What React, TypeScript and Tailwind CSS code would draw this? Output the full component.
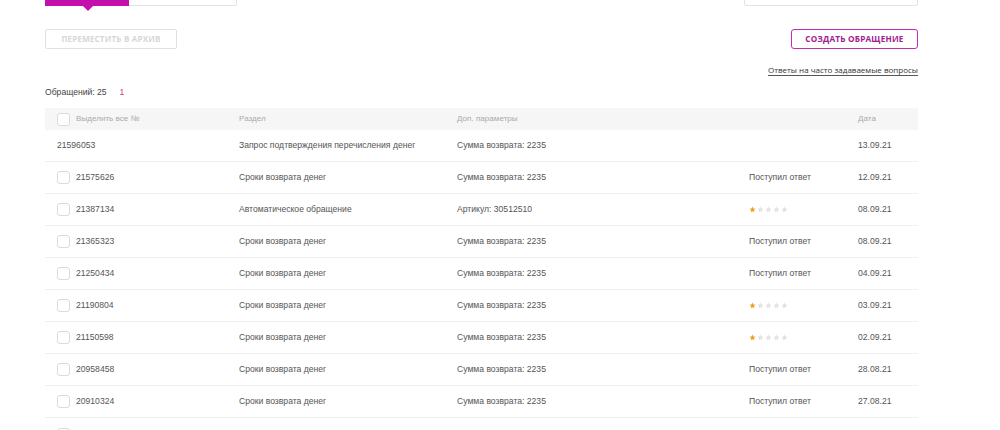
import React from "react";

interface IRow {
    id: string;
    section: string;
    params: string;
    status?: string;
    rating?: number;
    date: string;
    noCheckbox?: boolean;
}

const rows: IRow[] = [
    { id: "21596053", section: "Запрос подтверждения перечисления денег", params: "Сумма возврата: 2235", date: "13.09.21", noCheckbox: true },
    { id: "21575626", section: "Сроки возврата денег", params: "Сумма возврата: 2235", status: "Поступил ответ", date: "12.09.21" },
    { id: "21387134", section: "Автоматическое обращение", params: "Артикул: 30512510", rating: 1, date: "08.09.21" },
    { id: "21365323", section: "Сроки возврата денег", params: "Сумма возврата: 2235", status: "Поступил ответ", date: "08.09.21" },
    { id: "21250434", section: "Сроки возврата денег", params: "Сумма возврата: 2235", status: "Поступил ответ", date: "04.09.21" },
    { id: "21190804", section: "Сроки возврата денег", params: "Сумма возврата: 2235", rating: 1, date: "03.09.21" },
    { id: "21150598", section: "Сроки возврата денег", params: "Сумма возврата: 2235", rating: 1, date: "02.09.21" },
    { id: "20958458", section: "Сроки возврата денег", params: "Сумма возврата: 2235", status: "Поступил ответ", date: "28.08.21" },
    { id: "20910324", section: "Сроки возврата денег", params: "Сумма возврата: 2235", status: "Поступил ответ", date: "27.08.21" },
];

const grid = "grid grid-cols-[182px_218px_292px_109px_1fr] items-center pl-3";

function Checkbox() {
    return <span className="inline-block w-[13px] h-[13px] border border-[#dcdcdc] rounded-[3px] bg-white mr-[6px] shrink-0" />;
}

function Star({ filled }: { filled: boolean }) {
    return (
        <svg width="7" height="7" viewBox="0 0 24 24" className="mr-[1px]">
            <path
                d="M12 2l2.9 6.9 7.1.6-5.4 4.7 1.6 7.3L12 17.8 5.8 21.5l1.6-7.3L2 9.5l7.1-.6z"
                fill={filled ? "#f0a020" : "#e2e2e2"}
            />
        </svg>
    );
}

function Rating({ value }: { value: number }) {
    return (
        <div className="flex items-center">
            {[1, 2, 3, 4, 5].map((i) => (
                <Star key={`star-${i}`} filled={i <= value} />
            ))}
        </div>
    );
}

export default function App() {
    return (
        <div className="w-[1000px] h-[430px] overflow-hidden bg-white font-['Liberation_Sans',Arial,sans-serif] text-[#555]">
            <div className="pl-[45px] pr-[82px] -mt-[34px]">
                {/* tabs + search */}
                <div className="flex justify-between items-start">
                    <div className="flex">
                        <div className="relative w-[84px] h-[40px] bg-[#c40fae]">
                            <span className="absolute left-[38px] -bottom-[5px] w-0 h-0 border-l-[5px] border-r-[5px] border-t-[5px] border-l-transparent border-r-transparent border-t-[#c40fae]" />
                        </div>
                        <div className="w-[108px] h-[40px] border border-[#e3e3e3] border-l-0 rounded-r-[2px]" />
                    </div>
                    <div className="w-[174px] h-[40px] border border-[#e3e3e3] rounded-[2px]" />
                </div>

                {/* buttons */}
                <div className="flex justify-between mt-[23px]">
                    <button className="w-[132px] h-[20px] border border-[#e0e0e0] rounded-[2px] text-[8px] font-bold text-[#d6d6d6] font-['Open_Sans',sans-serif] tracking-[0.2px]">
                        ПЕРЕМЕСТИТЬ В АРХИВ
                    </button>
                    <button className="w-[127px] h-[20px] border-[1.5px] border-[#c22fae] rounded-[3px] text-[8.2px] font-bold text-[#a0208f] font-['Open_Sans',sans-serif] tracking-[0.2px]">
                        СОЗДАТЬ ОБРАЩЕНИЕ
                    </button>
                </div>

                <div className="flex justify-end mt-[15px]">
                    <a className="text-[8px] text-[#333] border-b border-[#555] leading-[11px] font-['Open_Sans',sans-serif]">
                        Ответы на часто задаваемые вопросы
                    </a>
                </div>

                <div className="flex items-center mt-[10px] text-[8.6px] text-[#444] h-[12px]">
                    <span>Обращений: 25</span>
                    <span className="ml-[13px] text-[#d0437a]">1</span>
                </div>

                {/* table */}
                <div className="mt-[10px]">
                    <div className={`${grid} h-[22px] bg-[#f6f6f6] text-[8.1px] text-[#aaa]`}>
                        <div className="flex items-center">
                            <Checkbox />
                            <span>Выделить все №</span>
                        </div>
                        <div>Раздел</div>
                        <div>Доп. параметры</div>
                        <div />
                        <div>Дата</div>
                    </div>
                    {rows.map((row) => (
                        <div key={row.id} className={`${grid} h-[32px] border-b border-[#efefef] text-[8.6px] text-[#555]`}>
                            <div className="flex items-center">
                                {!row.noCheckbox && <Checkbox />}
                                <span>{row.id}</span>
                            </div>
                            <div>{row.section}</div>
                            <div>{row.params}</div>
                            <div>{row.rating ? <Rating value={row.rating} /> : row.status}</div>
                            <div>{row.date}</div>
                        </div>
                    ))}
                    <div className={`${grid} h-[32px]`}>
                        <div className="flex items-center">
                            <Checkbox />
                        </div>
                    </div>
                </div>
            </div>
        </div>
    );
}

* * *

Short problem → Write the listing above out again exactly, dropping each image.

Correct output →
What React, TypeScript and Tailwind CSS code would draw this? Output the full component.
import React from "react";

interface IRow {
    id: string;
    section: string;
    params: string;
    status?: string;
    rating?: number;
    date: string;
    noCheckbox?: boolean;
}

const rows: IRow[] = [
    { id: "21596053", section: "Запрос подтверждения перечисления денег", params: "Сумма возврата: 2235", date: "13.09.21", noCheckbox: true },
    { id: "21575626", section: "Сроки возврата денег", params: "Сумма возврата: 2235", status: "Поступил ответ", date: "12.09.21" },
    { id: "21387134", section: "Автоматическое обращение", params: "Артикул: 30512510", rating: 1, date: "08.09.21" },
    { id: "21365323", section: "Сроки возврата денег", params: "Сумма возврата: 2235", status: "Поступил ответ", date: "08.09.21" },
    { id: "21250434", section: "Сроки возврата денег", params: "Сумма возврата: 2235", status: "Поступил ответ", date: "04.09.21" },
    { id: "21190804", section: "Сроки возврата денег", params: "Сумма возврата: 2235", rating: 1, date: "03.09.21" },
    { id: "21150598", section: "Сроки возврата денег", params: "Сумма возврата: 2235", rating: 1, date: "02.09.21" },
    { id: "20958458", section: "Сроки возврата денег", params: "Сумма возврата: 2235", status: "Поступил ответ", date: "28.08.21" },
    { id: "20910324", section: "Сроки возврата денег", params: "Сумма возврата: 2235", status: "Поступил ответ", date: "27.08.21" },
];

const grid = "grid grid-cols-[182px_218px_292px_109px_1fr] items-center pl-3";

function Checkbox() {
    return <span className="inline-block w-[13px] h-[13px] border border-[#dcdcdc] rounded-[3px] bg-white mr-[6px] shrink-0" />;
}

function Star({ filled }: { filled: boolean }) {
    return (
        <svg width="7" height="7" viewBox="0 0 24 24" className="mr-[1px]">
            <path
                d="M12 2l2.9 6.9 7.1.6-5.4 4.7 1.6 7.3L12 17.8 5.8 21.5l1.6-7.3L2 9.5l7.1-.6z"
                fill={filled ? "#f0a020" : "#e2e2e2"}
            />
        </svg>
    );
}

function Rating({ value }: { value: number }) {
    return (
        <div className="flex items-center">
            {[1, 2, 3, 4, 5].map((i) => (
                <Star key={`star-${i}`} filled={i <= value} />
            ))}
        </div>
    );
}

export default function App() {
    return (
        <div className="w-[1000px] h-[430px] overflow-hidden bg-white font-['Liberation_Sans',Arial,sans-serif] text-[#555]">
            <div className="pl-[45px] pr-[82px] -mt-[34px]">
                {/* tabs + search */}
                <div className="flex justify-between items-start">
                    <div className="flex">
                        <div className="relative w-[84px] h-[40px] bg-[#c40fae]">
                            <span className="absolute left-[38px] -bottom-[5px] w-0 h-0 border-l-[5px] border-r-[5px] border-t-[5px] border-l-transparent border-r-transparent border-t-[#c40fae]" />
                        </div>
                        <div className="w-[108px] h-[40px] border border-[#e3e3e3] border-l-0 rounded-r-[2px]" />
                    </div>
                    <div className="w-[174px] h-[40px] border border-[#e3e3e3] rounded-[2px]" />
                </div>

                {/* buttons */}
                <div className="flex justify-between mt-[23px]">
                    <button className="w-[132px] h-[20px] border border-[#e0e0e0] rounded-[2px] text-[8px] font-bold text-[#d6d6d6] font-['Open_Sans',sans-serif] tracking-[0.2px]">
                        ПЕРЕМЕСТИТЬ В АРХИВ
                    </button>
                    <button className="w-[127px] h-[20px] border-[1.5px] border-[#c22fae] rounded-[3px] text-[8.2px] font-bold text-[#a0208f] font-['Open_Sans',sans-serif] tracking-[0.2px]">
                        СОЗДАТЬ ОБРАЩЕНИЕ
                    </button>
                </div>

                <div className="flex justify-end mt-[15px]">
                    <a className="text-[8px] text-[#333] border-b border-[#555] leading-[11px] font-['Open_Sans',sans-serif]">
                        Ответы на часто задаваемые вопросы
                    </a>
                </div>

                <div className="flex items-center mt-[10px] text-[8.6px] text-[#444] h-[12px]">
                    <span>Обращений: 25</span>
                    <span className="ml-[13px] text-[#d0437a]">1</span>
                </div>

                {/* table */}
                <div className="mt-[10px]">
                    <div className={`${grid} h-[22px] bg-[#f6f6f6] text-[8.1px] text-[#aaa]`}>
                        <div className="flex items-center">
                            <Checkbox />
                            <span>Выделить все №</span>
                        </div>
                        <div>Раздел</div>
                        <div>Доп. параметры</div>
                        <div />
                        <div>Дата</div>
                    </div>
                    {rows.map((row) => (
                        <div key={row.id} className={`${grid} h-[32px] border-b border-[#efefef] text-[8.6px] text-[#555]`}>
                            <div className="flex items-center">
                                {!row.noCheckbox && <Checkbox />}
                                <span>{row.id}</span>
                            </div>
                            <div>{row.section}</div>
                            <div>{row.params}</div>
                            <div>{row.rating ? <Rating value={row.rating} /> : row.status}</div>
                            <div>{row.date}</div>
                        </div>
                    ))}
                    <div className={`${grid} h-[32px]`}>
                        <div className="flex items-center">
                            <Checkbox />
                        </div>
                    </div>
                </div>
            </div>
        </div>
    );
}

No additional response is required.